A questa inusitata densità materiale corrisponde sia la sensazione invadente e dichiarata di bestialità (Faye: "Sono una bestia. Ma la cosa non mi rende infelice. Sembra che io non porti più felicità alle persone") sia il brulichio di animali lungo tutto il film (farfalle, uccelli, libellule, cigni, cavalli, galline, asini, lama, cani, cerbiatti, processionarie e via seguitando). Persino la rappresentazione della sessualità assume una qualità mai così tangibile e tattile in Malick (gli sfioramenti tra Faye e Zoey/Bérénice Marlohe, l'amplesso sul tavolo tra BV e Faye, le contorsioni orgiastiche di Cook con le due ragazze portate nel suo appartamento). Ma è l'intera messa in scena ad acquisire una proprietà sensibilmente e sensorialmente diversa dai tre film precedenti, molto meno aerea ed eterea, molto più terragna e concreta. Basta l'incipit a svelarlo: il film si apre su uno schermo nero tenuto per alcuni secondi e, quando la luce irrompe, lo fa orizzontalmente con l'apertura di una porta ad altezza uomo, non più illuminando la terra da altezze celesti (Cook, sulla destra del quadro, apre minacciosamente la porta, Faye, in penombra sulla sinistra, osserva intimidita la scena come se fosse stata scoperta). Una spazialità tutta terrena che trova ennesima conferma nel finale, in cui BV e Faye, riconciliati nella misericordia e nel ritorno a una vita semplice, si abbracciano sdraiati sul suolo pietroso. Nel desiderio di una vita condivisa e di un amore perenne che, ai miei occhi, per quanto sincero e rigenerato da un'abluzione lustrale (BV che bagna più volte Faye sulla sommità della collina), sprigiona un rinunciatario e consolatorio retrogusto di rassegnazione: "Questo. Solo questo".

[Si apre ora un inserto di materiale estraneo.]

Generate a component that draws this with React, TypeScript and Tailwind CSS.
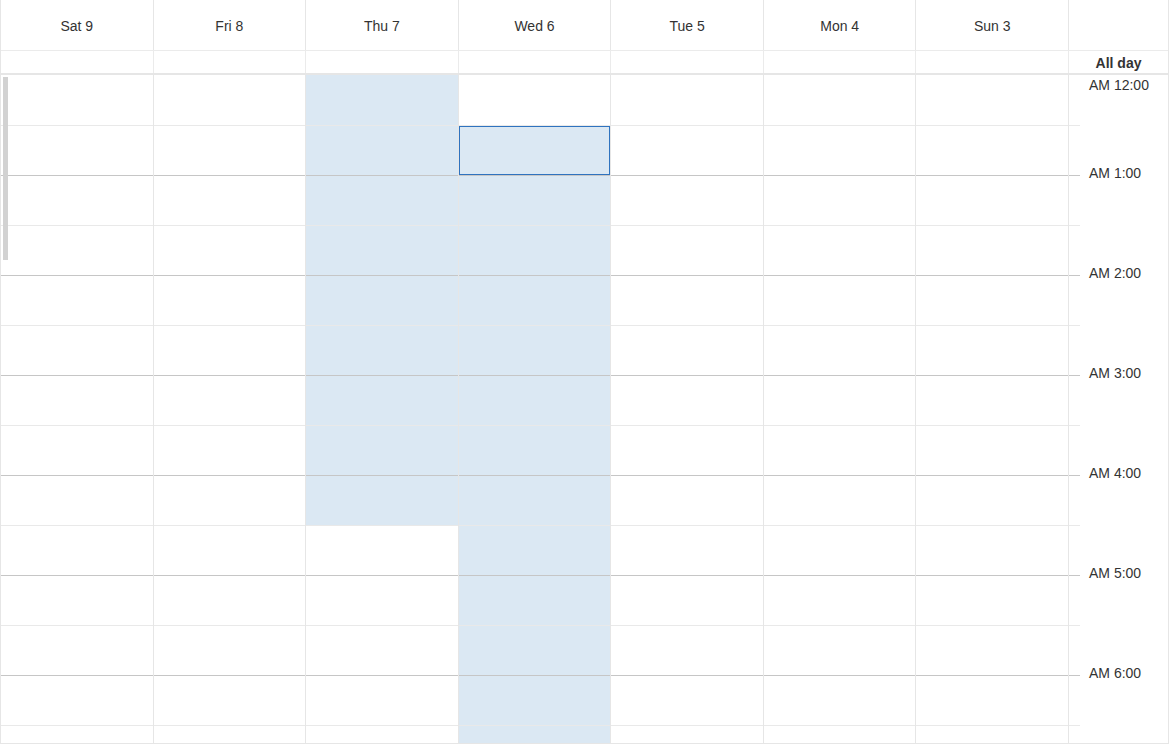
import React from "react";

const days = ["Sat 9", "Fri 8", "Thu 7", "Wed 6", "Tue 5", "Mon 4", "Sun 3"];
const ROWS = 14;
const labels = ["AM 12:00", "AM 1:00", "AM 2:00", "AM 3:00", "AM 4:00", "AM 5:00", "AM 6:00"];

function rowClass(k: number) {
  const h = k === 0 ? "h-[51px]" : "h-[50px]";
  const b = k % 2 === 0 ? "border-[#e9e9e9]" : "border-[#c6c6c6]";
  return `${h} border-b ${b}`;
}

function isBlue(day: number, k: number) {
  if (day === 2) return k <= 8;
  if (day === 3) return k >= 1;
  return false;
}

export default function App() {
  return (
    <div className="w-[1169px] h-[744px] overflow-hidden bg-white border-l border-r border-b border-[#e6e6e6] flex flex-col font-['Liberation_Sans',Arial,sans-serif] text-[14px] text-[#333]">
      {/* Header */}
      <div className="flex h-[51px] border-b border-[#ebebeb] shrink-0">
        <div className="flex flex-1">
          {days.map((d) => (
            <div key={d} className="flex-1 flex items-center justify-center pt-[2px] border-r border-[#e6e6e6]">
              {d}
            </div>
          ))}
        </div>
        <div className="w-[99px]" />
      </div>
      {/* All day row */}
      <div className="flex h-[24px] border-b-2 border-[#e6e6e6] shrink-0">
        <div className="flex flex-1">
          {days.map((d) => (
            <div key={d} className="flex-1 border-r border-[#ebebeb]" />
          ))}
        </div>
        <div className="w-[99px] flex items-center justify-center pt-[2px] font-bold leading-none">All day</div>
      </div>
      {/* Body */}
      <div className="relative flex flex-1 overflow-hidden">
        <div className="flex flex-1">
          {days.map((d, di) => (
            <div key={d} className="flex-1 flex flex-col border-r border-[#e6e6e6]">
              {Array.from({ length: ROWS }).map((_, k) => (
                <div key={k} className={`${rowClass(k)} shrink-0 ${isBlue(di, k) ? "bg-[#dbe8f3]" : "bg-white"}`}>
                  {di === 3 && k === 1 ? (
                    <div className="w-full h-full border border-[#2f73bf]" />
                  ) : null}
                </div>
              ))}
            </div>
          ))}
        </div>
        <div className="w-[99px] flex">
          <div className="w-[11px] flex flex-col">
            {Array.from({ length: ROWS }).map((_, k) => (
              <div key={k} className={`${rowClass(k)} shrink-0`} />
            ))}
          </div>
          <div className="flex-1 flex flex-col pt-[2px] pl-[9px]">
            {labels.map((l, i) => (
              <div key={l} className={`${i === 0 ? "h-[88px]" : "h-[100px]"} shrink-0 leading-[16px] whitespace-nowrap`}>
                {l}
              </div>
            ))}
          </div>
        </div>
        <div className="absolute left-[2px] top-[2px] w-[5px] h-[183px] bg-[#d2d2d2]" />
      </div>
    </div>
  );
}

Ringrazio Alessandro Lanfranchi, la cui recensione pubblicata il 6 maggio sul sito di "Cineforum" presenta numerose affinità con la mia lettura del film.

Un film girato in parte nel 2012, durante l’Austin City Limits Festival: ritornano spesso, infatti, scene di backstage e di masse di giovani a seguire i loro eroi musicali (Arcade Fire, John Lydon, Iron and Wine, Iggy Pop, Florence and The Machine, The Black Lips, Lykke Li, i Red Hot Chili Peppers;  a Patti Smith è riservato un posto speciale, recitativo e di musa ispiratrice sull’amore). È stato, poi, completato nel 2015 in contemporanea con Knight of Cups ma è uscito in sala solo due anni dopo: a confronto con le ultime opere “sperimentali” di Malick, è più “narrativo”, per quanto a blocchi-puzzle, con ruoli e relazioni che si svelano progressivamente. L’opera precedente che ricorda di più, tematicamente, è To the Wonder, ma qui è la donna a non cogliere il dono del sentimento dell’Amore che, ormai è evidente, per Malick è supremo: in una struttura corale, Rooney Mara ha il personaggio centrale, sulle cui elucubrazioni si fonda gran parte del “senso” del film. Come altrove nella sua filmografia, colte le chiavi di lettura e fatta la tara della sua poetica che ama divagare, aprire rivoli narrativi e sviare con essi (atto non volontario, figlio dell’indifferenza per le regole drammaturgiche stringenti), ciò che Malick dice a parole, con i vari Io narranti, con le domande esistenziali (che tornano uguali di film in film), non è tanto profondo quanto ciò che evoca, sottopelle, per montaggio e immagini (qui impera il grandangolo), attraverso accostamenti e suggerimenti sensoriali. Di inedito c’è una chiusura lieta, almeno per una delle coppie protagoniste: nonostante le licenze poetiche che sempre si concede, in parte figlie della sgrammaticatura della nouvelle vague, Malick non approda alla vacuità del finale aperto e il racconto lineare appassiona fra tragedia, disperazione e catarsi, preparato con precedenti evocazioni ma anche ripetitività sfinenti che, a tratti, nemmeno le immagini riescono a smussare. Non è casuale che, dopo il mondo del cinema di Knight of Cups, sia centrale quello della musica: in questo caso, gran parte delle domande filosofiche hanno a che fare con la ricerca della felicità, di un brano da cantare, di un’esistenza che passi di canzone in canzone.